Frequently Asked Questions
What are the best small kitchen remodel ideas to maximize every square foot?
The best ideas usually combine smarter storage with a cleaner layout. Think full-height cabinets, deep drawers, corner pull-outs, slim islands, and under-cabinet lighting. When each feature does more than one job, a small kitchen starts feeling much bigger.
How can I make a tiny kitchen look bigger without moving walls?
Use light-reflective finishes, reduce visual clutter, and choose cabinetry that draws the eye upward. Open shelving in one small zone, pale counters, and good task lighting can make a dramatic difference. You don’t always need more space; you just need the room to breathe.
Is an island worth it in a small kitchen remodel?
Sometimes yes, but only if the proportions are right.

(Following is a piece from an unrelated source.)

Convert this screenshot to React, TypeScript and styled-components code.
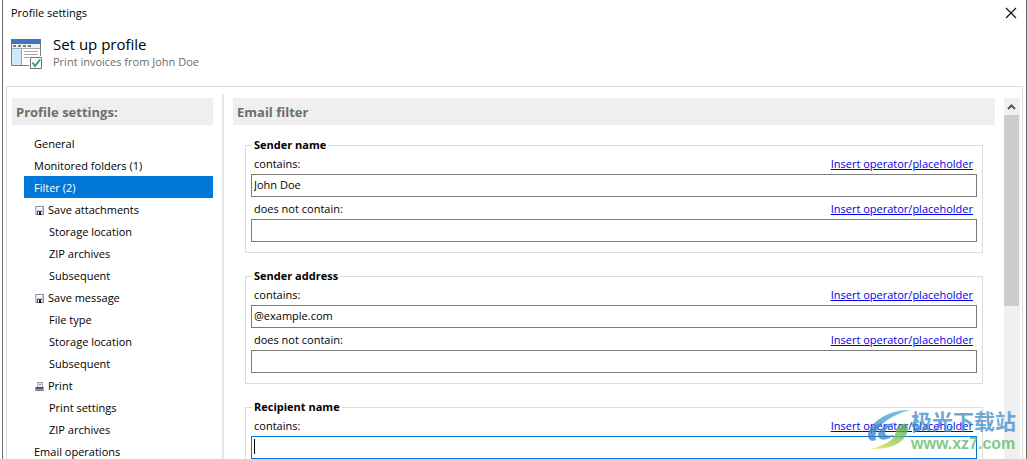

A slim island or peninsula can add prep space, seating, and storage without blocking traffic. If it makes the walkway too tight, skip it and put that square footage to work another way.
What is the most cost-effective upgrade for a small apartment kitchen?
If the layout is decent, focus on storage and lighting first. Drawer organizers, full-height cabinetry, under-cabinet lights, and a clutter-free countertop setup often give the biggest payoff for the money. Those changes make the kitchen feel better fast.